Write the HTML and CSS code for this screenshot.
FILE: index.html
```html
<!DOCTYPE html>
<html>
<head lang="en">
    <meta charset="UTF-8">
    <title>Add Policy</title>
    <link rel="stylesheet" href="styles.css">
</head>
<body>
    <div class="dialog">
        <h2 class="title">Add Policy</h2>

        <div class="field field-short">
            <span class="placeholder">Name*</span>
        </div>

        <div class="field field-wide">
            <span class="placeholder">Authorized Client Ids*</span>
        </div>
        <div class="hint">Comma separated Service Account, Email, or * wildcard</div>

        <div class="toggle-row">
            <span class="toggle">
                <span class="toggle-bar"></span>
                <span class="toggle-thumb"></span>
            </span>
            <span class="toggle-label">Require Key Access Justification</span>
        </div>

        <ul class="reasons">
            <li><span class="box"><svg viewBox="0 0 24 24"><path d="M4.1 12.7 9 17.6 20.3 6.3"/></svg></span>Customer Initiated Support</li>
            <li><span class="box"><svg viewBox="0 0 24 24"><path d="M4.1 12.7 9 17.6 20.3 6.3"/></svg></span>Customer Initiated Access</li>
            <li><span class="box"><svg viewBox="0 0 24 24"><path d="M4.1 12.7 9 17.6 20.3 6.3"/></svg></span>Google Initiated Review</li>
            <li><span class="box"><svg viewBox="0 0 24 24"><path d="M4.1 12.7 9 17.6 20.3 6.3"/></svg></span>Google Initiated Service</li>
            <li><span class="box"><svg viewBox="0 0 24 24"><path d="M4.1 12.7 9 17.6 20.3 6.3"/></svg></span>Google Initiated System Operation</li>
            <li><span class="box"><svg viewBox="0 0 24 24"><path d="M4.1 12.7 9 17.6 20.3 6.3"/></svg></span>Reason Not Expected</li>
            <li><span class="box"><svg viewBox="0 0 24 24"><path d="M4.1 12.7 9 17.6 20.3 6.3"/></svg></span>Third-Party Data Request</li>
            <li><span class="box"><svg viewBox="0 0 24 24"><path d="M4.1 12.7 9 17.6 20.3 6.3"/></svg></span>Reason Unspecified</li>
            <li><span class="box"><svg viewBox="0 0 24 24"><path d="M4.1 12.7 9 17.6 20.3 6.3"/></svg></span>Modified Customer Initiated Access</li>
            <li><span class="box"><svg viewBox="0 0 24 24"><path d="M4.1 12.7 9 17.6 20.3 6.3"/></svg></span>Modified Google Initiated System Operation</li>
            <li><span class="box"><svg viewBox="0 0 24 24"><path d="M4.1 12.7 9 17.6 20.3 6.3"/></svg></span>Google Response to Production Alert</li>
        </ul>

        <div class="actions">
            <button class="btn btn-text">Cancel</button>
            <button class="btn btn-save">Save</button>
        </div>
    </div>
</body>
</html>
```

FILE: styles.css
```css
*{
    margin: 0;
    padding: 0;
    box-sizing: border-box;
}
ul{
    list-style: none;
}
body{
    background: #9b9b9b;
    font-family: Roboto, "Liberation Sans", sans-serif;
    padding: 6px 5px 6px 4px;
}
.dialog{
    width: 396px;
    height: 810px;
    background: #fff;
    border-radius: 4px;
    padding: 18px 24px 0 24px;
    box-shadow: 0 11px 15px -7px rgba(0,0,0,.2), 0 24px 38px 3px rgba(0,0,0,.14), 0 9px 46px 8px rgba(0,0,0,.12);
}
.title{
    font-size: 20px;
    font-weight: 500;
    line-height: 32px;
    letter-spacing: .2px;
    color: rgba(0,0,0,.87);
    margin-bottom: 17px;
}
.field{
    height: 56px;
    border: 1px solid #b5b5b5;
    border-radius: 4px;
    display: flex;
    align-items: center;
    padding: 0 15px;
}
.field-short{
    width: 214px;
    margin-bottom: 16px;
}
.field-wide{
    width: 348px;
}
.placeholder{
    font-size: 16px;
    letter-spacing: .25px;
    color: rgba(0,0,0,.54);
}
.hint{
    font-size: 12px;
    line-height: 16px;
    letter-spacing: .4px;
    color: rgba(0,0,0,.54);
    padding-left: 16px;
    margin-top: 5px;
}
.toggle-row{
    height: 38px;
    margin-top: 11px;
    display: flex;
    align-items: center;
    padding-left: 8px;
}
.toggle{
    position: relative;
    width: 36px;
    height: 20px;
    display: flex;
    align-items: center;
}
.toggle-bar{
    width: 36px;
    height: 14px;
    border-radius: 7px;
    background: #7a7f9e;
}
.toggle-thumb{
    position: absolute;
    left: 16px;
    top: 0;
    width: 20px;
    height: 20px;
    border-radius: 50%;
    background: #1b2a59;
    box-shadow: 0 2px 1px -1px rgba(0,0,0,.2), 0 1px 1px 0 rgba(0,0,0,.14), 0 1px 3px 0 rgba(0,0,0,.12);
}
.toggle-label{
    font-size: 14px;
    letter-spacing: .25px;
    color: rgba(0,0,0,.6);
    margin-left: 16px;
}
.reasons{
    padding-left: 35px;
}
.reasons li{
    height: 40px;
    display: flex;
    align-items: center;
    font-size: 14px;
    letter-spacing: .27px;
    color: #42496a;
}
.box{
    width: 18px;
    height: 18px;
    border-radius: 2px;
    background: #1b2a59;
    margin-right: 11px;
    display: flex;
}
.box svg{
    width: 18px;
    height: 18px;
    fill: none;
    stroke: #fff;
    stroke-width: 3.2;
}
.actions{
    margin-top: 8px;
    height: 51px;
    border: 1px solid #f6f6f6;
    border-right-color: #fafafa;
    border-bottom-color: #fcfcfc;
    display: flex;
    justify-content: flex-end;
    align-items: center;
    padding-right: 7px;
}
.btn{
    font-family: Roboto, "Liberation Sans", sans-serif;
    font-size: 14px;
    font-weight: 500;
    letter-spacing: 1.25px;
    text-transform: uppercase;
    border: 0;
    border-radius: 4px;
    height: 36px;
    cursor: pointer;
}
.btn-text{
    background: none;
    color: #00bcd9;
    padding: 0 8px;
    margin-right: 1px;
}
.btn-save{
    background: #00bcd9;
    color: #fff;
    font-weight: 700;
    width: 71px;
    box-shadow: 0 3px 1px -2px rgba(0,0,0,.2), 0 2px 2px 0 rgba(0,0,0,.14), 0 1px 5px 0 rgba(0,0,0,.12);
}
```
^^^^^^^^
**GOAL OF THE EXERCISE**
Write every line of the material above again, exactly.

**ANSWER TO THE PROBLEM**
Write the HTML and CSS code for this screenshot.
FILE: index.html
```html
<!DOCTYPE html>
<html>
<head lang="en">
    <meta charset="UTF-8">
    <title>Add Policy</title>
    <link rel="stylesheet" href="styles.css">
</head>
<body>
    <div class="dialog">
        <h2 class="title">Add Policy</h2>

        <div class="field field-short">
            <span class="placeholder">Name*</span>
        </div>

        <div class="field field-wide">
            <span class="placeholder">Authorized Client Ids*</span>
        </div>
        <div class="hint">Comma separated Service Account, Email, or * wildcard</div>

        <div class="toggle-row">
            <span class="toggle">
                <span class="toggle-bar"></span>
                <span class="toggle-thumb"></span>
            </span>
            <span class="toggle-label">Require Key Access Justification</span>
        </div>

        <ul class="reasons">
            <li><span class="box"><svg viewBox="0 0 24 24"><path d="M4.1 12.7 9 17.6 20.3 6.3"/></svg></span>Customer Initiated Support</li>
            <li><span class="box"><svg viewBox="0 0 24 24"><path d="M4.1 12.7 9 17.6 20.3 6.3"/></svg></span>Customer Initiated Access</li>
            <li><span class="box"><svg viewBox="0 0 24 24"><path d="M4.1 12.7 9 17.6 20.3 6.3"/></svg></span>Google Initiated Review</li>
            <li><span class="box"><svg viewBox="0 0 24 24"><path d="M4.1 12.7 9 17.6 20.3 6.3"/></svg></span>Google Initiated Service</li>
            <li><span class="box"><svg viewBox="0 0 24 24"><path d="M4.1 12.7 9 17.6 20.3 6.3"/></svg></span>Google Initiated System Operation</li>
            <li><span class="box"><svg viewBox="0 0 24 24"><path d="M4.1 12.7 9 17.6 20.3 6.3"/></svg></span>Reason Not Expected</li>
            <li><span class="box"><svg viewBox="0 0 24 24"><path d="M4.1 12.7 9 17.6 20.3 6.3"/></svg></span>Third-Party Data Request</li>
            <li><span class="box"><svg viewBox="0 0 24 24"><path d="M4.1 12.7 9 17.6 20.3 6.3"/></svg></span>Reason Unspecified</li>
            <li><span class="box"><svg viewBox="0 0 24 24"><path d="M4.1 12.7 9 17.6 20.3 6.3"/></svg></span>Modified Customer Initiated Access</li>
            <li><span class="box"><svg viewBox="0 0 24 24"><path d="M4.1 12.7 9 17.6 20.3 6.3"/></svg></span>Modified Google Initiated System Operation</li>
            <li><span class="box"><svg viewBox="0 0 24 24"><path d="M4.1 12.7 9 17.6 20.3 6.3"/></svg></span>Google Response to Production Alert</li>
        </ul>

        <div class="actions">
            <button class="btn btn-text">Cancel</button>
            <button class="btn btn-save">Save</button>
        </div>
    </div>
</body>
</html>
```

FILE: styles.css
```css
*{
    margin: 0;
    padding: 0;
    box-sizing: border-box;
}
ul{
    list-style: none;
}
body{
    background: #9b9b9b;
    font-family: Roboto, "Liberation Sans", sans-serif;
    padding: 6px 5px 6px 4px;
}
.dialog{
    width: 396px;
    height: 810px;
    background: #fff;
    border-radius: 4px;
    padding: 18px 24px 0 24px;
    box-shadow: 0 11px 15px -7px rgba(0,0,0,.2), 0 24px 38px 3px rgba(0,0,0,.14), 0 9px 46px 8px rgba(0,0,0,.12);
}
.title{
    font-size: 20px;
    font-weight: 500;
    line-height: 32px;
    letter-spacing: .2px;
    color: rgba(0,0,0,.87);
    margin-bottom: 17px;
}
.field{
    height: 56px;
    border: 1px solid #b5b5b5;
    border-radius: 4px;
    display: flex;
    align-items: center;
    padding: 0 15px;
}
.field-short{
    width: 214px;
    margin-bottom: 16px;
}
.field-wide{
    width: 348px;
}
.placeholder{
    font-size: 16px;
    letter-spacing: .25px;
    color: rgba(0,0,0,.54);
}
.hint{
    font-size: 12px;
    line-height: 16px;
    letter-spacing: .4px;
    color: rgba(0,0,0,.54);
    padding-left: 16px;
    margin-top: 5px;
}
.toggle-row{
    height: 38px;
    margin-top: 11px;
    display: flex;
    align-items: center;
    padding-left: 8px;
}
.toggle{
    position: relative;
    width: 36px;
    height: 20px;
    display: flex;
    align-items: center;
}
.toggle-bar{
    width: 36px;
    height: 14px;
    border-radius: 7px;
    background: #7a7f9e;
}
.toggle-thumb{
    position: absolute;
    left: 16px;
    top: 0;
    width: 20px;
    height: 20px;
    border-radius: 50%;
    background: #1b2a59;
    box-shadow: 0 2px 1px -1px rgba(0,0,0,.2), 0 1px 1px 0 rgba(0,0,0,.14), 0 1px 3px 0 rgba(0,0,0,.12);
}
.toggle-label{
    font-size: 14px;
    letter-spacing: .25px;
    color: rgba(0,0,0,.6);
    margin-left: 16px;
}
.reasons{
    padding-left: 35px;
}
.reasons li{
    height: 40px;
    display: flex;
    align-items: center;
    font-size: 14px;
    letter-spacing: .27px;
    color: #42496a;
}
.box{
    width: 18px;
    height: 18px;
    border-radius: 2px;
    background: #1b2a59;
    margin-right: 11px;
    display: flex;
}
.box svg{
    width: 18px;
    height: 18px;
    fill: none;
    stroke: #fff;
    stroke-width: 3.2;
}
.actions{
    margin-top: 8px;
    height: 51px;
    border: 1px solid #f6f6f6;
    border-right-color: #fafafa;
    border-bottom-color: #fcfcfc;
    display: flex;
    justify-content: flex-end;
    align-items: center;
    padding-right: 7px;
}
.btn{
    font-family: Roboto, "Liberation Sans", sans-serif;
    font-size: 14px;
    font-weight: 500;
    letter-spacing: 1.25px;
    text-transform: uppercase;
    border: 0;
    border-radius: 4px;
    height: 36px;
    cursor: pointer;
}
.btn-text{
    background: none;
    color: #00bcd9;
    padding: 0 8px;
    margin-right: 1px;
}
.btn-save{
    background: #00bcd9;
    color: #fff;
    font-weight: 700;
    width: 71px;
    box-shadow: 0 3px 1px -2px rgba(0,0,0,.2), 0 2px 2px 0 rgba(0,0,0,.14), 0 1px 5px 0 rgba(0,0,0,.12);
}
```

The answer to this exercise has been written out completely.